## Exercise prompt
Every line from the start of the records through the line with "flex h-[1422px] w-[800px]" is to be written out exactly; pictures are not.

## Input records
+--

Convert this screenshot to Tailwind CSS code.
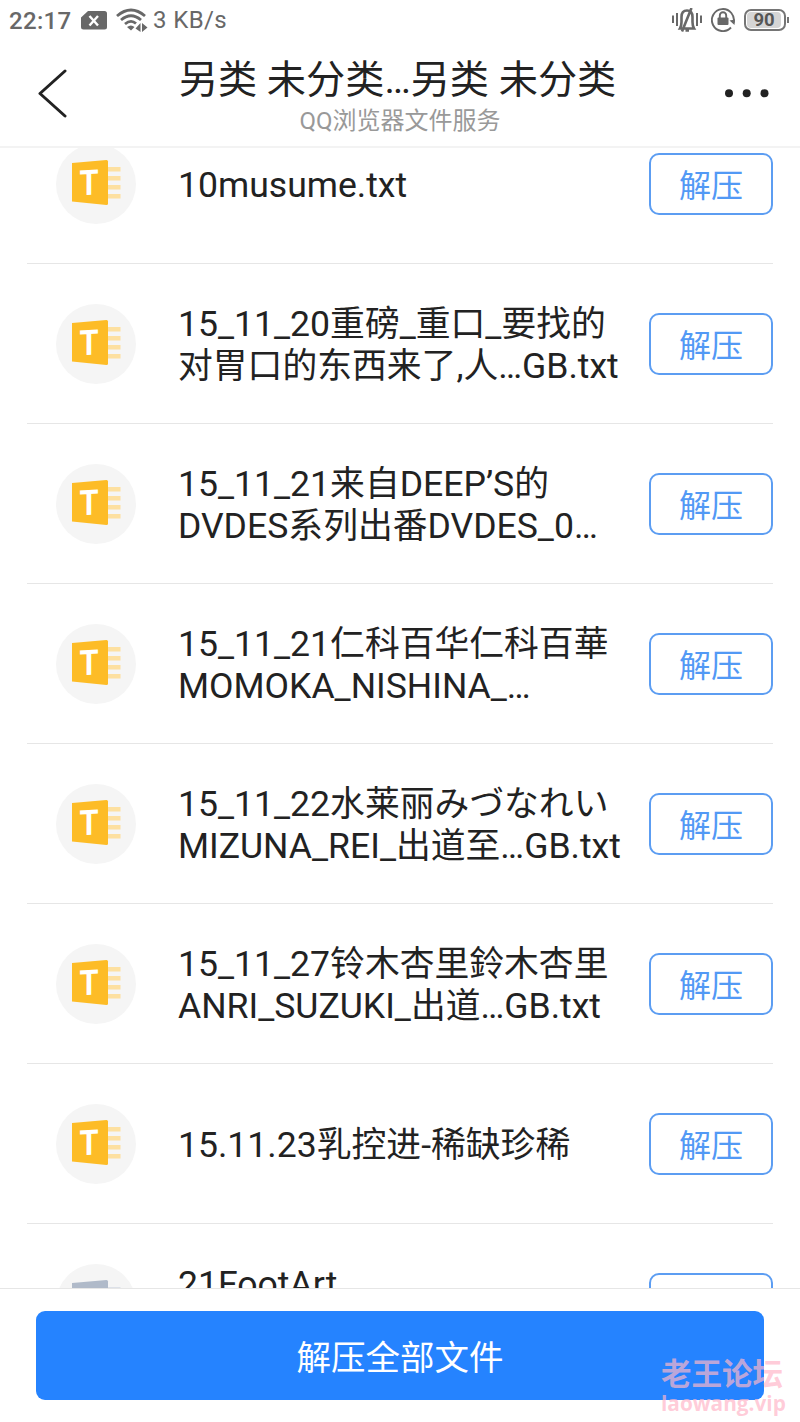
<!DOCTYPE html>
<html lang="zh-CN">
<head>
  <meta charset="UTF-8" />
  <meta name="viewport" content="width=device-width, initial-scale=1.0" />
  <title>QQ浏览器文件服务</title>
  <script src="https://cdn.jsdelivr.net/npm/@tailwindcss/browser@4"></script>
</head>
<body class="bg-white font-[Roboto,'Noto_Sans_CJK_SC',sans-serif] text-[#222]">
  <div class="relative flex h-[1422px] w-[800px] flex-col overflow-hidden">

    <!-- STATUS BAR -->
    <div class="flex h-10 shrink-0 items-center pl-[9px] pr-[11px] text-[#686868]">
      <span class="w-[71px] whitespace-nowrap pt-[2px] text-[24px] font-medium tracking-[0.3px]">22:17</span>
      <svg class="h-5 w-7" viewBox="0 0 28 20">
        <path d="M8 1H24.500Q27 1 27 3.500V17Q27 19.500 24.500 19.500H3.500Q1 19.500 1 17V7.500Z" fill="#686868" />
        <path d="M9.500 6L18 15.500M18 6L9.500 15.500" stroke="#fff" stroke-width="2.400" />
      </svg>
      <svg class="ml-2 h-6 w-[32px]" viewBox="0 0 32 24" fill="none" stroke="#686868" stroke-width="2.800">
        <path d="M1 8Q15 -4 29 8M5 12Q15 3.500 25 12M9 16Q15 11 20 15.500" />
        <path d="M11 19Q15 16 18.500 19L15 22.500Z" fill="#686868" stroke="none" />
        <path d="M24.500 15V24L19.500 20.500ZM26 15V24L31.500 19.500Z" fill="#686868" stroke="none" />
      </svg>
      <span class="ml-[5px] text-[24px] tracking-[0.4px]">3 KB/s</span>
      <div class="ml-auto flex items-center">
        <svg class="h-6 w-[30px]" viewBox="0 0 30 24" fill="none" stroke="#686868" stroke-width="2">
          <path d="M1 7.500V15M5 5V18M25 5V18M29 7.500V15" />
          <path d="M8 20.500Q9.500 18 9.500 14V9Q9.500 2.500 15 2.500Q20.500 2.500 20.500 9V14Q20.500 18 22 20.500ZM19.500 0L10 23.500M13.500 22.500H17" stroke-width="2.600" />
        </svg>
        <svg class="ml-[9px] h-6 w-6" viewBox="0 0 24 24" fill="none" stroke="#686868" stroke-width="1.900">
          <path d="M20 19.500A11 11 0 1 1 22.500 15" />
          <path d="M18.500 12.500L24 11.500L23.500 17Z" fill="#686868" stroke="none" />
          <rect x="6.500" y="9.500" width="11" height="7.500" rx="1" fill="#686868" stroke="none" />
          <path d="M8.800 10V7.500a3.200 3.200 0 0 1 6.400 0V10" />
        </svg>
        <div class="ml-[9px] flex h-[22px] w-[42px] rounded-[7px] border-2 border-[#757575] p-px">
          <div class="flex w-[34px] items-center justify-center rounded-[4px] bg-[#d5d5d5] pt-px text-[18.5px] font-bold leading-none text-[#555]">90</div>
        </div>
        <div class="ml-px h-[6px] w-[2px] bg-[#757575]"></div>
      </div>
    </div>

    <!-- HEADER -->
    <header class="flex h-[108px] shrink-0 items-start justify-between border-b-2 border-[#f3f3f3] pl-[37px] pr-[29px]">
      <svg class="mt-7 h-[50px] w-[30px] shrink-0" viewBox="0 0 30 50" fill="none" stroke="#222" stroke-width="3" stroke-linecap="round" stroke-linejoin="round">
        <path d="M28 3L3 25.500L28 48" />
      </svg>
      <div class="flex flex-col items-center pl-[5px]">
        <h1 class="mt-[15px] whitespace-nowrap text-[39.2px] leading-[50px]">另类 未分类…另类 未分类</h1>
        <p class="mt-[2px] whitespace-nowrap pl-[5px] text-[24px] leading-7 text-[#999]">QQ浏览器文件服务</p>
      </div>
      <svg class="mt-12 h-2.5 w-12 shrink-0" viewBox="0 0 48 10" fill="#222">
        <circle cx="6" cy="5.300" r="4" /><circle cx="23.700" cy="5.300" r="4" /><circle cx="41.500" cy="5.300" r="4" />
      </svg>
    </header>

    <!-- FILE LIST -->
    <main class="h-[1140px] shrink-0 overflow-hidden">
      <ul id="files" class="-mt-11 pl-[27px] pr-[27px]"></ul>
    </main>

    <!-- BOTTOM BUTTON -->
    <footer class="h-[134px] shrink-0 border-t border-[#e6e6e6] px-9 pt-[22px]">
      <button class="flex h-[89px] w-full items-center justify-center rounded-[9px] bg-[#2583ff] pt-[6px] text-[34.5px] text-white">解压全部文件</button>
    </footer>

    <!-- WATERMARK -->
    <div class="absolute left-[661px] top-[1358px] whitespace-nowrap font-bold text-[#ffb6c8]/70">
      <div class="text-[30.5px] leading-[34px]">老王论坛</div>
      <div class="font-['Open_Sans'] text-[20.8px] leading-[22px]">laowang.vip</div>
    </div>
  </div>

  <script>
    const files = [
      { lines: ["10musume.txt"], type: "txt" },
      { lines: ["15_11_20重磅_重口_要找的", "对胃口的东西来了,人…GB.txt"], type: "txt" },
      { lines: ["15_11_21来自DEEP’S的", "DVDES系列出番DVDES_0…"], type: "txt" },
      { lines: ["15_11_21仁科百华仁科百華", "MOMOKA_NISHINA_…"], type: "txt" },
      { lines: ["15_11_22水莱丽みづなれい", "MIZUNA_REI_出道至…GB.txt"], type: "txt" },
      { lines: ["15_11_27铃木杏里鈴木杏里", "ANRI_SUZUKI_出道…GB.txt"], type: "txt" },
      { lines: ["15.11.23乳控进-稀缺珍稀"], type: "txt" },
      { lines: ["21FootArt", ""], type: "other" },
    ];
    const colors = { txt: ["#fdbc26", "#fde0a0"], other: ["#b0bac9", "#dde1e8"] };

    // latin runs are set a little larger than the chinese ones
    const runs = s => s.replace(/[\w.,’…-]+/g, m => `<span class="text-[35.6px]">${m}</span>`);

    document.getElementById("files").innerHTML = files.map(f => `
      <li class="flex h-40 items-center border-b border-[#e6e6e6] pl-[29px]">
        <div class="size-20 shrink-0 rounded-full bg-[#f5f5f5]">
          <svg class="size-20" viewBox="0 0 80 80">
            <path d="M50 23H64.500V27.500H50ZM50 32H64.500V36.500H50ZM50 41H64.500V45.500H50ZM50 50H64.500V54.500H50Z" fill="${colors[f.type][1]}" />
            <path d="M16 19L50.500 16Q52 16 52 17.500V59.500Q52 61 50.500 61L16 57.500Z" fill="${colors[f.type][0]}" />
            <text x="33" y="51" text-anchor="middle" font-size="35" font-weight="700" fill="#fff" font-family="Roboto" transform="translate(33 0) scale(.88 1) skewY(-3) translate(-33 0)">T</text>
          </svg>
        </div>
        <div class="ml-[42px] w-[472px] whitespace-nowrap pt-[2px] text-[34.8px] leading-[42px]">
          ${f.lines.map(l => `<p class="h-[42px]">${runs(l)}</p>`).join("")}
        </div>
        <button class="flex h-[62px] w-[124px] shrink-0 items-center justify-center rounded-[10px] border-2 border-[#5c9df2] pt-1 text-[32px] text-[#5299f5]">解压</button>
      </li>
    `).join("");
  </script>
</body>
</html>
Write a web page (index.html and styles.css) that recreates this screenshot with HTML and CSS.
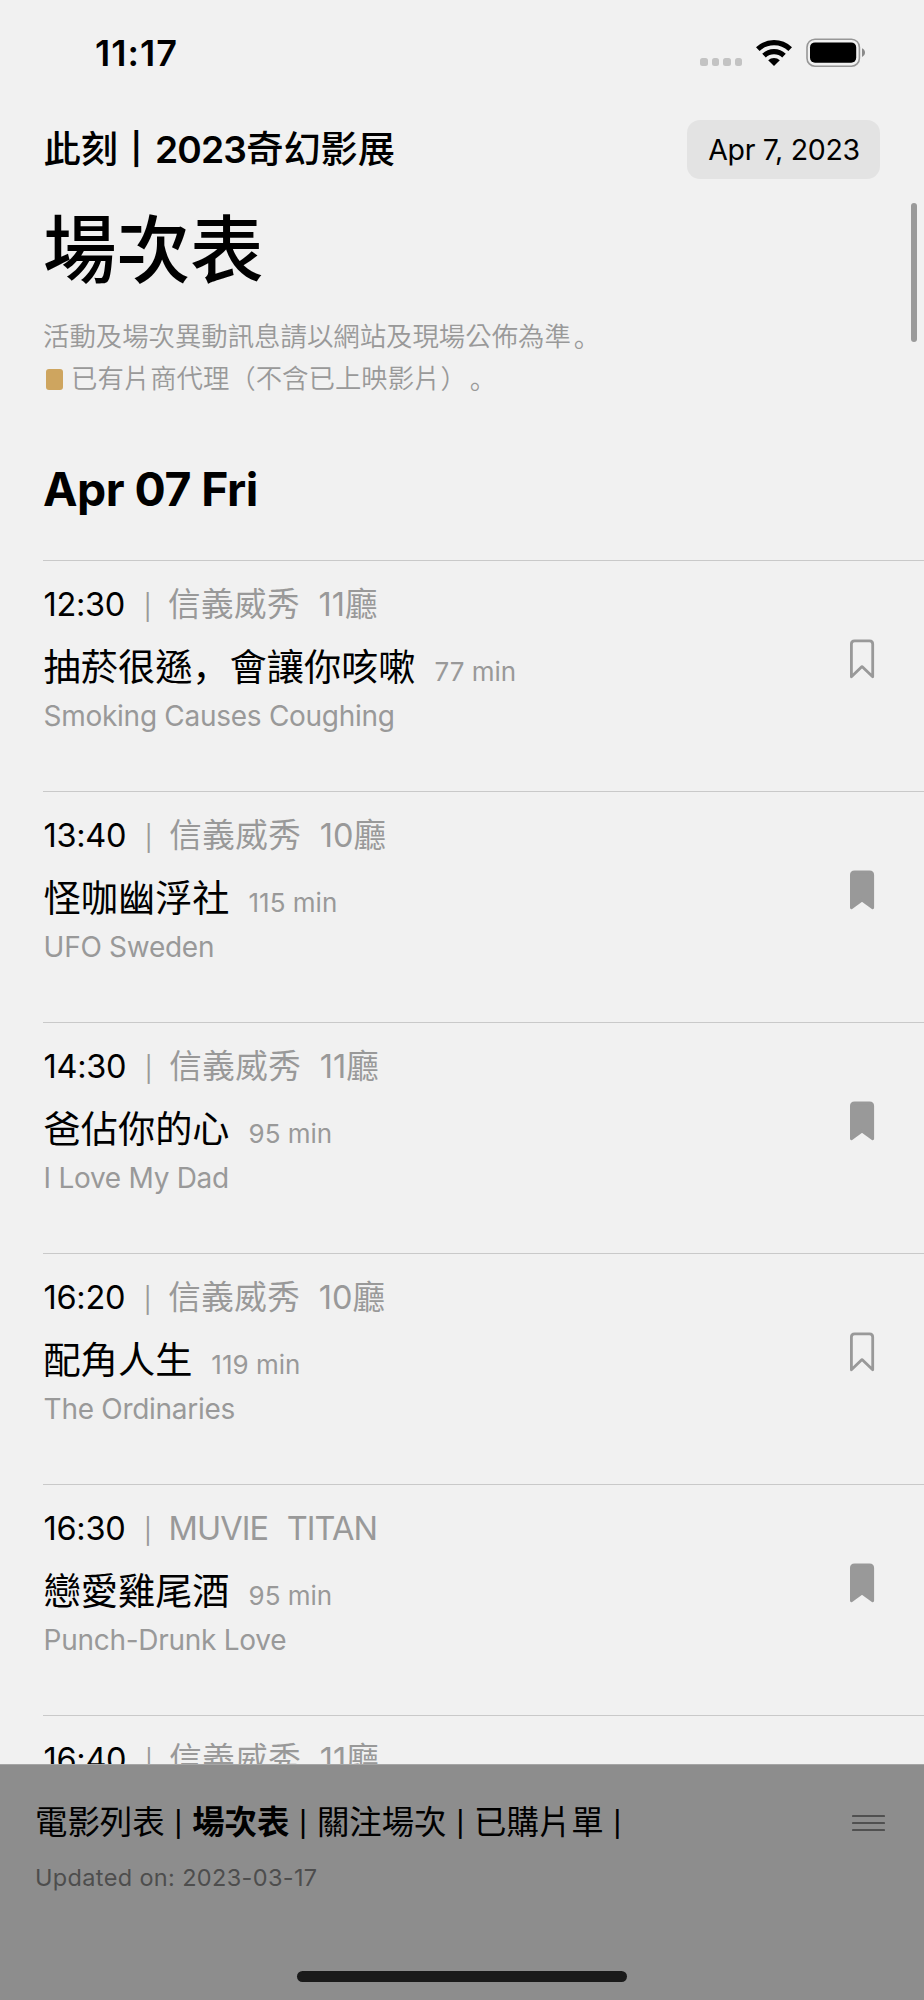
FILE: index.html
```html
<!DOCTYPE html>
<html lang="zh-Hant">
<head>
<meta charset="utf-8">
<title>場次表</title>
<link rel="stylesheet" href="styles.css">
</head>
<body>
<svg class="defs" aria-hidden="true">
  <symbol id="mark" viewBox="0 0 26 40"><path d="M2.4 37.8V5Q2.4 1.8 5.6 1.8H20.5Q23.7 1.8 23.7 5V37.8L13 27.6Z" fill="none" stroke="currentColor" stroke-width="2.8" stroke-linejoin="round"/></symbol>
  <symbol id="mark-fill" viewBox="0 0 26 40"><path d="M2.4 37.8V5Q2.4 1.8 5.6 1.8H20.5Q23.7 1.8 23.7 5V37.8L13 30.2Z" fill="currentColor" stroke="currentColor" stroke-width="2.8" stroke-linejoin="round"/></symbol>
</svg>
<div class="screen">
  <div class="status">
    <span class="clock">11:17</span>
    <span class="dots"><i></i><i></i><i></i><i></i></span>
    <svg class="wifi" viewBox="0 0 36 28"><g fill="none" stroke="#000" stroke-width="5.2"><path d="M1.8 10.2A23.5 23.5 0 0 1 34.2 10.2"/><path d="M8 16.6A14.6 14.6 0 0 1 28 16.6"/></g><path d="M12.2 21.2A8.6 8.6 0 0 1 23.8 21.2L18 27Z"/></svg>
    <svg class="battery" viewBox="0 0 60 30"><rect x="1" y="1.2" width="52.4" height="27" rx="8" fill="none" stroke="#979797" stroke-width="1.6"/><rect x="4" y="4.4" width="46.2" height="20.4" rx="5" /><path d="M56 10.2Q59 11.6 59 14.6T56 19Z" fill="#8a8a8a"/></svg>
  </div>
  <header class="head">
    <div class="brand">此刻<span class="rule">|</span><span class="year">2023</span>奇幻影展</div>
    <div class="date">Apr 7, 2023</div>
  </header>
  <h1>場次表</h1>
  <div class="note">活動及場次異動訊息請以網站及現場公佈為準<span class="sc stop" lang="zh-Hans">。</span></div>
  <div class="note"><i class="chip"></i>已有片商代理（不含已上映影片）<span class="sc stop" lang="zh-Hans">。</span></div>
  <h2>Apr 07 Fri</h2>
  <main class="list">
    <article class="item">
      <div class="slot"><span class="time">12:30</span><span class="bar">|</span><span class="hall">信義威秀</span><span class="room">11廳</span></div>
      <div class="film"><span class="name">抽菸很遜<span class="sc" lang="zh-Hans">，</span>會讓你咳嗽</span><span class="min">77 min</span></div>
      <div class="sub">Smoking Causes Coughing</div>
      <svg class="mark"><use href="#mark"/></svg>
    </article>
    <article class="item">
      <div class="slot"><span class="time">13:40</span><span class="bar">|</span><span class="hall">信義威秀</span><span class="room">10廳</span></div>
      <div class="film"><span class="name">怪咖幽浮社</span><span class="min">115 min</span></div>
      <div class="sub">UFO Sweden</div>
      <svg class="mark"><use href="#mark-fill"/></svg>
    </article>
    <article class="item">
      <div class="slot"><span class="time">14:30</span><span class="bar">|</span><span class="hall">信義威秀</span><span class="room">11廳</span></div>
      <div class="film"><span class="name">爸佔你的心</span><span class="min">95 min</span></div>
      <div class="sub">I Love My Dad</div>
      <svg class="mark"><use href="#mark-fill"/></svg>
    </article>
    <article class="item">
      <div class="slot"><span class="time">16:20</span><span class="bar">|</span><span class="hall">信義威秀</span><span class="room">10廳</span></div>
      <div class="film"><span class="name">配角人生</span><span class="min">119 min</span></div>
      <div class="sub">The Ordinaries</div>
      <svg class="mark"><use href="#mark"/></svg>
    </article>
    <article class="item">
      <div class="slot"><span class="time">16:30</span><span class="bar">|</span><span class="hall latin">MUVIE</span><span class="room latin">TITAN</span></div>
      <div class="film"><span class="name">戀愛雞尾酒</span><span class="min">95 min</span></div>
      <div class="sub">Punch-Drunk Love</div>
      <svg class="mark"><use href="#mark-fill"/></svg>
    </article>
    <article class="item">
      <div class="slot"><span class="time">16:40</span><span class="bar">|</span><span class="hall">信義威秀</span><span class="room">11廳</span></div>
    </article>
  </main>
  <footer class="foot">
    <div class="foot-row">
      <nav class="tabs"><a>電影列表</a><span>|</span><a class="on">場次表</a><span>|</span><a>關注場次</a><span>|</span><a>已購片單</a><span>|</span></nav>
      <svg class="menu" viewBox="0 0 33 18"><path d="M1 2H32M1 9H32M1 16H32" stroke="#505050" stroke-width="2.2" stroke-linecap="round"/></svg>
    </div>
    <div class="updated">Updated on: 2023-03-17</div>
    <div class="home"></div>
  </footer>
  <div class="scroll"></div>
</div>
</body>
</html>
```

FILE: styles.css
```css
* { box-sizing: border-box; }
body { margin: 0; background: #f1f1f1; color: #000; font-family: Inter, "Noto Sans CJK TC", sans-serif; }
.defs { position: absolute; width: 0; height: 0; }
.sc { font-family: "Noto Sans CJK SC", sans-serif; line-height: 1; }
.stop { margin-left: 3px; }
.screen { position: relative; width: 924px; height: 2000px; overflow: hidden; display: flex; flex-direction: column; white-space: nowrap; }

.status { flex: none; height: 120px; padding: 0 58px 0 95px; display: flex; align-items: flex-start; }
.clock { margin-top: 33px; line-height: 40px; font-size: 36px; font-weight: 600; letter-spacing: 1px; }
.dots { display: flex; gap: 4px; margin: 58px 14px 0 auto; }
.dots i { width: 7.5px; height: 8px; border-radius: 2.5px; background: #c3c3c3; }
.wifi { width: 36px; height: 28px; margin: 39px 14px 0 0; }
.battery { width: 60px; height: 30px; margin-top: 37.5px; }

.head { flex: none; height: 59px; padding: 0 44px 0 43.5px; display: flex; justify-content: space-between; align-items: center; }
.brand { line-height: 59px; font-size: 37.2px; font-weight: 500; }
.rule { display: inline-block; width: 37px; text-align: center; font-size: 31px; font-weight: 600; line-height: 1; vertical-align: 3px; }
.year { font-weight: 600; letter-spacing: -.8px; }
.date { width: 193px; height: 59px; padding-left: 1px; border-radius: 13px; background: #e3e3e3; text-align: center; line-height: 59px; font-size: 28.5px; letter-spacing: -.3px; }
h1 { flex: none; margin: 0; padding: 29px 0 0 43px; height: 136px; font-size: 73.5px; line-height: 86px; font-weight: 500; }
.note { flex: none; height: 42px; padding-left: 43px; line-height: 40px; font-size: 26.4px; font-weight: 350; color: #999; display: flex; align-items: center; }
.chip { width: 17px; height: 21px; margin: 2px 8px 0 3px; border-radius: 3px; background: #cea55f; }
h2 { flex: none; margin: 0; padding: 58px 0 0 43px; height: 161px; font-size: 46.3px; line-height: 64px; font-weight: 700; letter-spacing: -.5px; }

.list { flex: none; margin-left: 43px; }
.item { position: relative; height: 231px; border-top: 1px solid #c9c9c9; padding-left: .6px; }
.slot { display: flex; height: 62px; padding-top: 20.5px; line-height: 46px; font-size: 32.5px; font-weight: 385; color: #999; }
.time { color: #000; font-weight: 400; letter-spacing: -.3px; }
.bar { width: 43px; padding: 2px 0 0 2px; text-align: center; font-size: 25px; font-weight: 400; }
.hall { letter-spacing: .5px; }
.room { margin-left: 18.5px; }
.latin { letter-spacing: -.9px; }
.film { display: flex; align-items: baseline; height: 62px; padding-top: 16.5px; line-height: 56px; font-size: 37.2px; }
.min { margin-left: 19px; font-size: 26px; font-weight: 385; color: #999; }
.sub { line-height: 50px; padding-top: 6px; font-size: 28px; font-weight: 380; color: #999; letter-spacing: -.28px; }
.mark { position: absolute; right: 49px; top: 78px; width: 26px; height: 40px; color: #999; }

.foot { position: absolute; left: 0; right: 0; top: 1764px; height: 236px; background: #8d8d8d; border-top: 1px solid #a5a5a5; padding: 33px 39px 0 35px; }
.foot-row { display: flex; justify-content: space-between; align-items: center; height: 50px; }
.tabs { display: flex; padding-top: 1px; line-height: 50px; font-size: 32.4px; font-weight: 385; }
.tabs span { width: 27.6px; padding-top: 1px; text-align: center; font-size: 25px; font-weight: 500; }
.tabs .on { font-weight: 700; }
.menu { width: 33px; height: 18px; }
.updated { margin-top: 12px; line-height: 36px; font-size: 23.5px; color: #4d4d4d; letter-spacing: .35px; }
.home { width: 330px; height: 11px; margin: 75px 0 0 262px; border-radius: 6px; background: #1a1a1a; }
.scroll { position: absolute; left: 911px; top: 203px; width: 6px; height: 139px; border-radius: 3px; background: #9a9a9a; }
```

+--

## Final result
Convert this screenshot to Tailwind CSS code.
<!DOCTYPE html>
<html lang="zh-CN">
<head>
  <meta charset="UTF-8" />
  <meta name="viewport" content="width=device-width, initial-scale=1.0" />
  <title>QQ浏览器文件服务</title>
  <script src="https://cdn.jsdelivr.net/npm/@tailwindcss/browser@4"></script>
</head>
<body class="bg-white font-[Roboto,'Noto_Sans_CJK_SC',sans-serif] text-[#222]">
  <div class="relative flex h-[1422px] w-[800px] flex-col overflow-hidden">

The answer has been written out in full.